We can speak out against ill-thought campaigns that ignore the suffering and devastation of domestic violence, such as the one launched by Avalon Airport in Victoria last month, which said “Fly domestic without having one”.
We must question magazines and fashion designers that choose to use violence against women to sell. The April edition of Italian Vogue features bashed and bloodied models in couture thus, glamorising injured and even dead women.
Recently, the New Zealand Immigration department barred rap collective Odd Future from entry based on evidence of incitement to violence against a young Australian woman activist.
At a concert in Sydney last year, Tyler the Creator of Odd Future unleashed a tirade of verbal abuse against 24-year-old Talitha Stone, an activist with grassroots organisation Collective Shout which targets corporations, advertisers, marketers and media that objectify women and sexualise girls to sell products and services.
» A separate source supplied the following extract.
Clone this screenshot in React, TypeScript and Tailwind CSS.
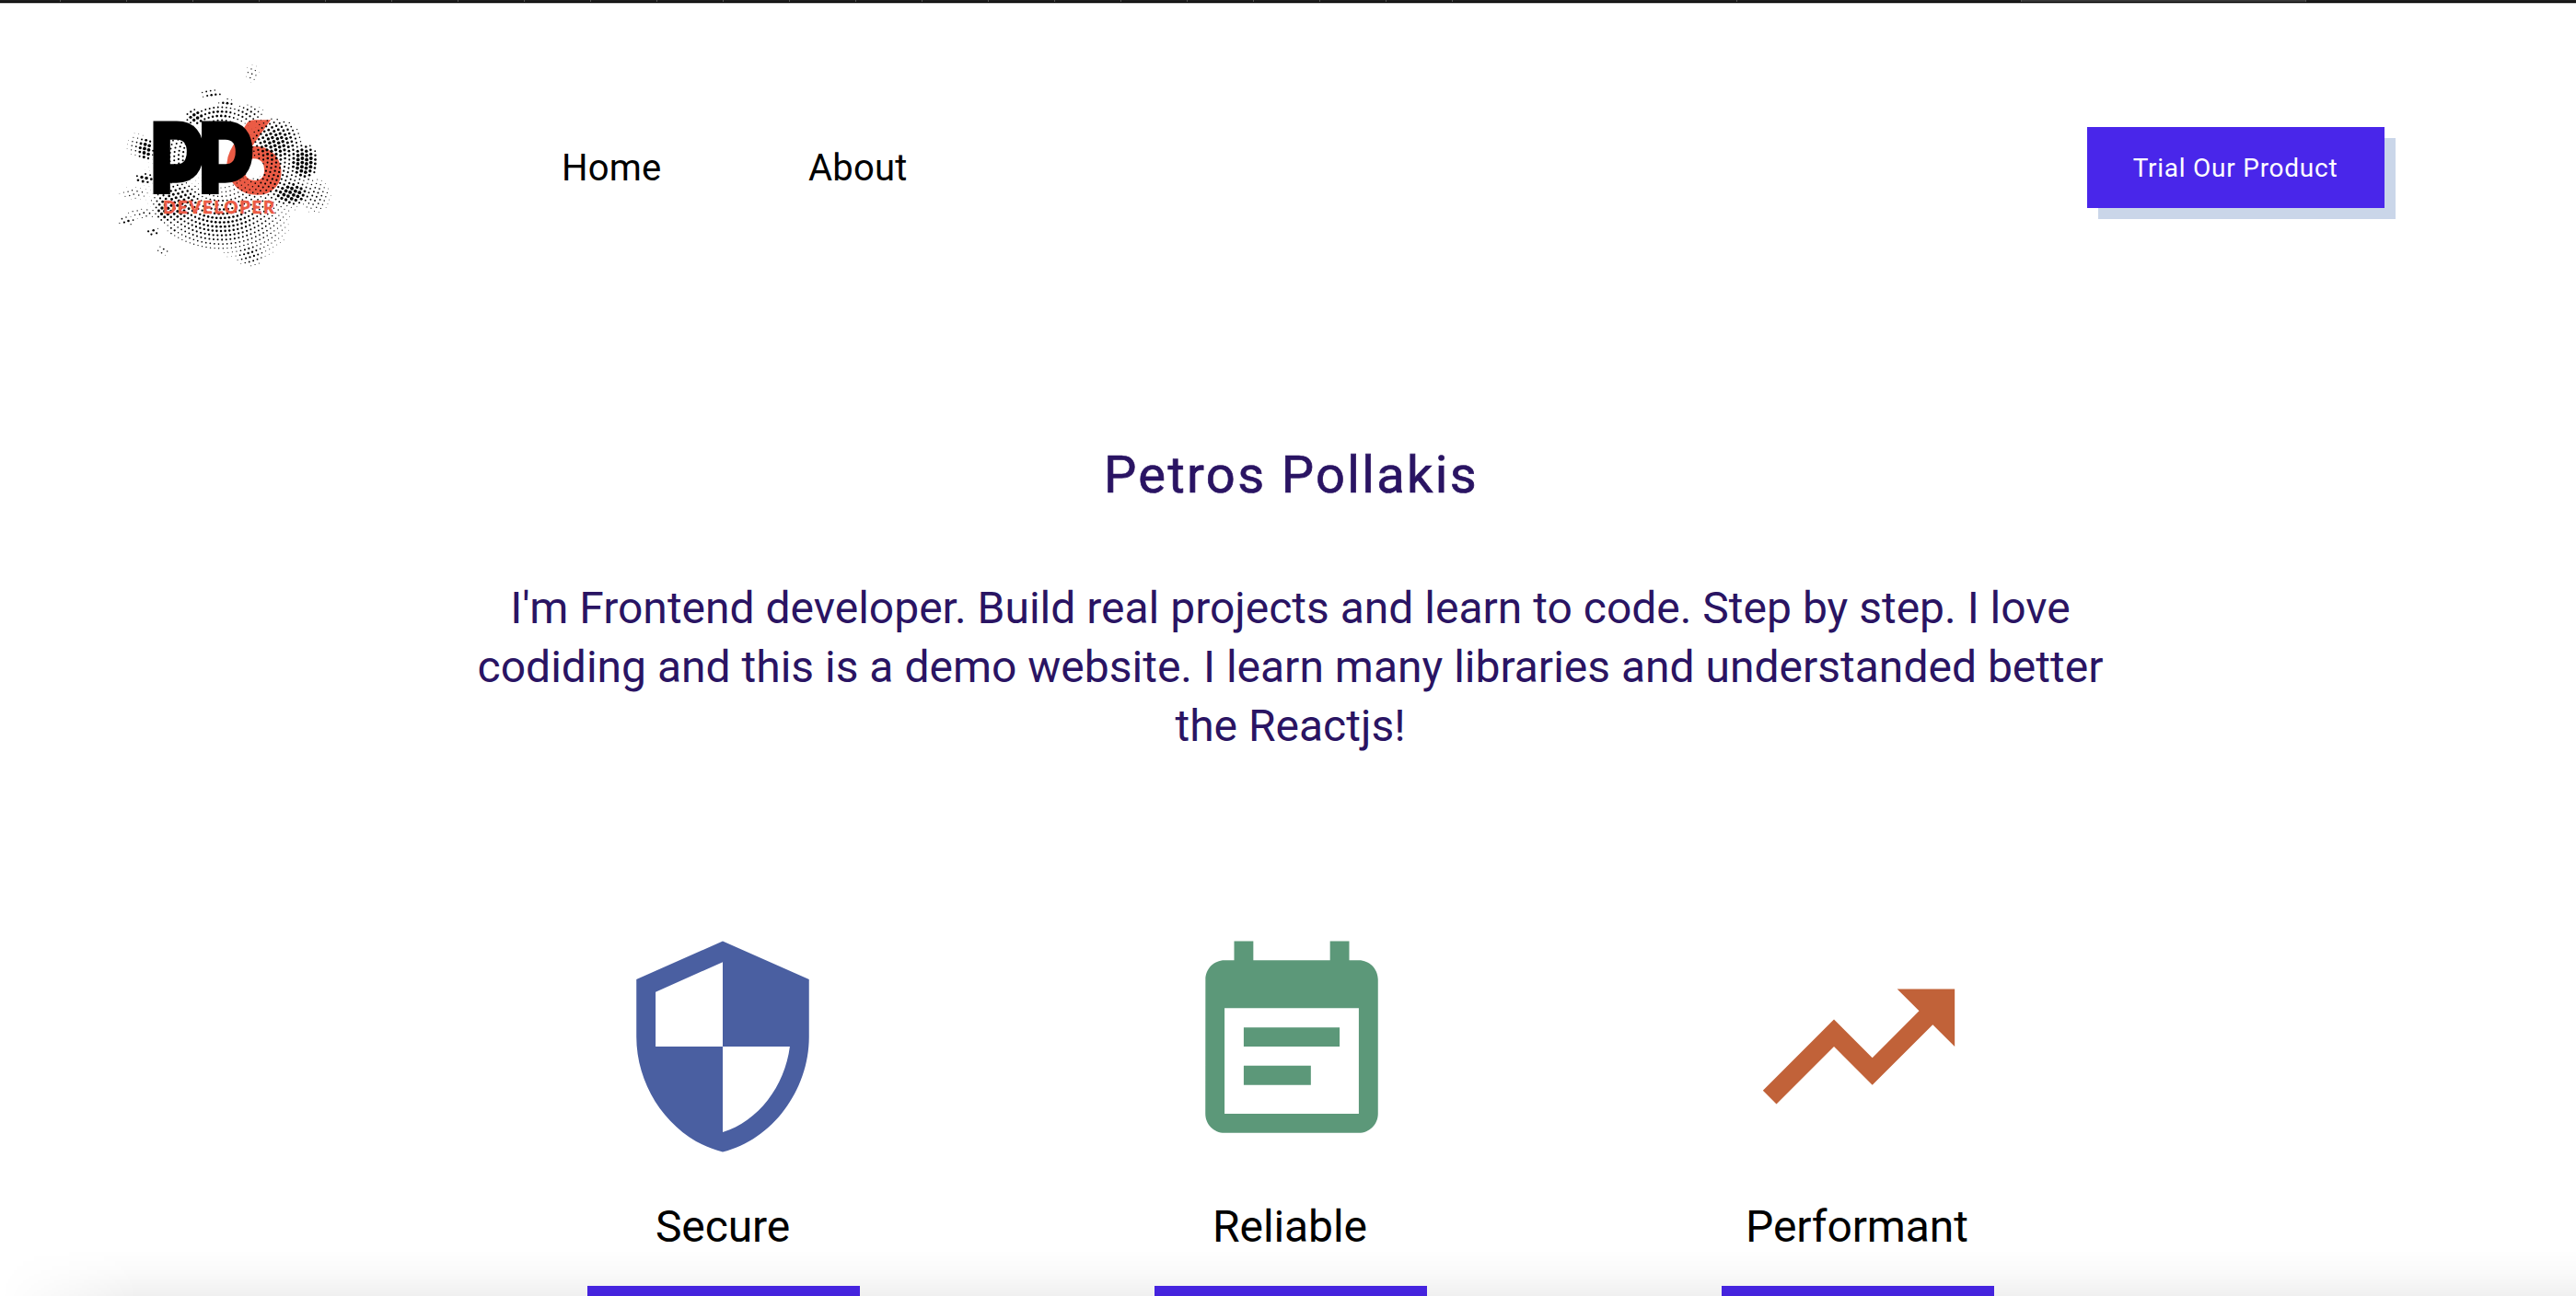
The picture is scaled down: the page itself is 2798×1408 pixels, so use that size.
import type { ComponentType } from "react";

type IconProps = { className?: string };
type Blob = { x: number; y: number; rx: number; ry: number; r: number };

// Regions of the halftone splash; each one swells the dots near its centre.
const BLOBS: Blob[] = [
  { x: 130, y: 190, rx: 62, ry: 34, r: 1.35 },
  { x: 158, y: 186, rx: 48, ry: 48, r: 1.05 },
  { x: 84, y: 172, rx: 30, ry: 26, r: 1.6 },
  { x: 70, y: 178, rx: 12, ry: 14, r: 1.9 },
  { x: 85, y: 118, rx: 22, ry: 36, r: 1.1 },
  { x: 220, y: 126, rx: 16, ry: 20, r: 2.3 },
  { x: 206, y: 160, rx: 21, ry: 13, r: 2.2 },
  { x: 190, y: 106, rx: 28, ry: 28, r: 1.8 },
  { x: 190, y: 140, rx: 40, ry: 45, r: 1.15 },
  { x: 232, y: 162, rx: 18, ry: 20, r: 1 },
  { x: 103, y: 77, rx: 12, ry: 9, r: 1.9 },
  { x: 127, y: 74, rx: 26, ry: 11, r: 1.4 },
  { x: 120, y: 52, rx: 13, ry: 5, r: 1.3 },
  { x: 136, y: 62, rx: 9, ry: 5, r: 1.4 },
  { x: 158, y: 74, rx: 20, ry: 11, r: 1.2 },
  { x: 164, y: 30, rx: 8, ry: 10, r: 0.8 },
  { x: 48, y: 112, rx: 9, ry: 13, r: 2.2 },
  { x: 40, y: 108, rx: 13, ry: 14, r: 0.9 },
  { x: 47, y: 144, rx: 12, ry: 6, r: 1.8 },
  { x: 36, y: 160, rx: 18, ry: 7, r: 0.8 },
  { x: 28, y: 190, rx: 10, ry: 5, r: 1.3 },
  { x: 46, y: 182, rx: 20, ry: 6, r: 0.9 },
  { x: 56, y: 202, rx: 9, ry: 5, r: 1.4 },
  { x: 78, y: 200, rx: 6, ry: 6, r: 1.2 },
  { x: 67, y: 222, rx: 7, ry: 6, r: 1 },
  { x: 162, y: 226, rx: 17, ry: 14, r: 1.2 },
  { x: 130, y: 148, rx: 120, ry: 95, r: 0.3 },
];

const DOTS = Array.from({ length: 24 }, (_, ring) => 32 + ring * 4.7).flatMap((radius, ring) => {
  const count = Math.round((2 * Math.PI * radius) / 4.6);
  return Array.from({ length: count }, (_, i) => {
    const angle = ((i + (ring % 2) * 0.3) / count) * 2 * Math.PI;
    const x = 130 + radius * Math.cos(angle);
    const y = 122 + radius * Math.sin(angle);
    const r = BLOBS.reduce((max, b) => {
      const d = ((x - b.x) / b.rx) ** 2 + ((y - b.y) / b.ry) ** 2;
      return d < 1 ? Math.max(max, b.r * (1 - d * 0.65)) : max;
    }, 0);
    return { x, y, r };
  }).filter((d) => d.r > 0.2);
});

function Logo() {
  return (
    <svg viewBox="0 0 270 264" className="h-[264px] w-[270px]">
      <clipPath id="letters">
        <rect x="50" y="80" width="120" height="81" />
      </clipPath>
      <text
        transform="translate(138 159) skewX(7)"
        className="fill-[#eb5b45] stroke-[#eb5b45] font-[Lato] text-[106px] font-black"
        strokeWidth="4"
      >
        6
      </text>
      <g className="fill-black">
        {DOTS.map((d, i) => (
          <circle key={i} cx={d.x.toFixed(2)} cy={d.y.toFixed(2)} r={Math.min(d.r, 1.9).toFixed(2)} />
        ))}
      </g>
      <circle cx="166" cy="133" r="10.8" className="fill-white" />
      <g
        clipPath="url(#letters)"
        className="fill-black stroke-black font-[Lato] text-[106px] font-black"
        strokeWidth="4.5"
      >
        <text transform="translate(51.3 177.5) scale(0.9 1.22)">P</text>
        <text transform="translate(103.8 177.5) scale(0.91 1.22)">P</text>
      </g>
      <text
        x="67"
        y="181.5"
        textLength="121"
        className="fill-[#eb5b45] stroke-[#eb5b45] font-[Lato] text-[18.5px] font-black"
        strokeWidth="0.5"
      >
        DEVELOPER
      </text>
    </svg>
  );
}

function ShieldIcon({ className }: IconProps) {
  return (
    <svg viewBox="0 0 24 24" fill="currentColor" className={className}>
      <path d="M12 1L3 5v6c0 5.55 3.84 10.74 9 12 5.16-1.26 9-6.45 9-12V5l-9-4zm0 10.99h7c-.53 4.12-3.28 7.79-7 8.94V12H5V6.3l7-3.11v8.8z" />
    </svg>
  );
}

function EventNoteIcon({ className }: IconProps) {
  return (
    <svg viewBox="0 0 24 24" fill="currentColor" className={className}>
      <path d="M17 10H7v2h10v-2zm2-7h-1V1h-2v2H8V1H6v2H5c-1.11 0-1.99.9-1.99 2L3 19c0 1.1.89 2 2 2h14c1.1 0 2-.9 2-2V5c0-1.1-.9-2-2-2zm0 16H5V8h14v11zm-5-5H7v2h7v-2z" />
    </svg>
  );
}

function TrendingUpIcon({ className }: IconProps) {
  return (
    <svg viewBox="0 0 24 24" fill="currentColor" className={className}>
      <path d="M16 6l2.29 2.29-4.88 4.88-4-4L2 16.59 3.41 18l6-6 4 4 6.3-6.29L22 12V6z" />
    </svg>
  );
}

const FEATURES: { label: string; Icon: ComponentType<IconProps>; look: string }[] = [
  { label: "Secure", Icon: ShieldIcon, look: "mr-[2px] text-[#4a5fa1]" },
  { label: "Reliable", Icon: EventNoteIcon, look: "ml-[2px] text-[#5c9879]" },
  { label: "Performant", Icon: TrendingUpIcon, look: "ml-[2px] text-[#c16239]" },
];

function TabStrip() {
  return (
    <div className="flex h-1 w-full shrink-0 flex-col">
      <div className="flex h-0.5 bg-[#1e1e1e]">
        <div className="w-[66px] shrink-0 border-r border-[#555]" />
        {Array.from({ length: 21 }, (_, i) => (
          <div key={i} className="w-[72px] shrink-0 border-r border-[#555]" />
        ))}
        <div className="w-[309px] shrink-0 border-r border-[#555]" />
        <div className="w-[309px] shrink-0 border-r border-[#555]" />
        <div className="w-[309px] shrink-0 border-r border-[#555] bg-[#393939]" />
      </div>
      <div className="h-px bg-black" />
      <div className="h-px bg-[#b9b9b9]" />
    </div>
  );
}

export default function App() {
  return (
    <div className="relative flex h-[1408px] w-full flex-col overflow-hidden bg-white font-[Roboto,sans-serif] text-black">
      <TabStrip />

      <header className="flex h-[356px] shrink-0 items-center pr-[208px] pl-[110px]">
        <Logo />
        <nav className="ml-[230px] flex gap-[160px] pt-[2px] text-[40px] leading-[48px]">
          <a className="w-[108px] tracking-[0.2px] whitespace-nowrap">Home</a>
          <a className="tracking-[0.2px] whitespace-nowrap">About</a>
        </nav>
        <button className="ml-auto h-[88px] w-[323px] bg-[#4926ea] pt-[2px] pr-[1px] text-[28px] tracking-[0.75px] text-white shadow-[12px_12px_0_#cad6e9]">
          Trial Our Product
        </button>
      </header>

      <section className="mt-[124px] flex flex-col items-center pl-[5px] text-center text-[#2a1463]">
        <h1 className="pl-[2px] text-[56px] leading-[64px] font-normal tracking-[2.35px] [-webkit-text-stroke:0.7px_#2a1463]">
          Petros Pollakis
        </h1>
        <p className="mt-[81px] w-[1800px] text-[48px] leading-[64px]">
          I'm Frontend developer. Build real projects and learn to code. Step by step. I love
          codiding and this is a demo website. I learn many libraries and understanded better the
          Reactjs!
        </p>
      </section>

      <section className="mt-[191px] ml-[478px] grid w-[1848px] shrink-0 grid-cols-3">
        {FEATURES.map(({ label, Icon, look }) => (
          <article key={label} className="flex flex-col items-center">
            <Icon className={`size-[250px] ${look}`} />
            <h2 className="mt-[43px] pr-[2px] text-[48px] leading-[56px] tracking-[-0.1px]">
              {label}
            </h2>
            <div className="mt-9 h-[88px] w-[296px] bg-[#4926ea]" />
          </article>
        ))}
      </section>

      <div className="pointer-events-none absolute inset-x-0 bottom-0 h-[50px] bg-linear-to-b from-black/0 via-black/2 to-black/6 mask-[linear-gradient(to_right,transparent,black_150px)]" />
    </div>
  );
}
And what message do songs like Break A Bitch ‘Til I Die, Can You Control Yo Hoe? and Kim (“Don’t you get it bitch, no one can hear you? Now shut the f— up and get what’s comin to you”), which condone and even celebrate violence against women in a way that is deeply disturbing, send to impressionable boys and girls?
We should consider our own behaviours and attitudes, and be strong role models for our children, families and friends. Especially our boy children.
We are all responsible for shifting the social norms that blame, excuse, minimise and justify violence against women and their children.
It is early days for the organisation I chair, the Foundation to Prevent Violence against Women and their Children. We have been established to spur on the community, businesses, and governments in the area of primary prevention: preventing violence before it occurs.
Across our nation, we need to have a mature and assured conversation about men and women, our roles, rights and responsibilities if we are going to make a real and lasting difference in reducing the experience and impact of violence against women and their children in our country.
Natasha Stott Despoja is the Chair of the Foundation to Prevent Violence against Women and their Children.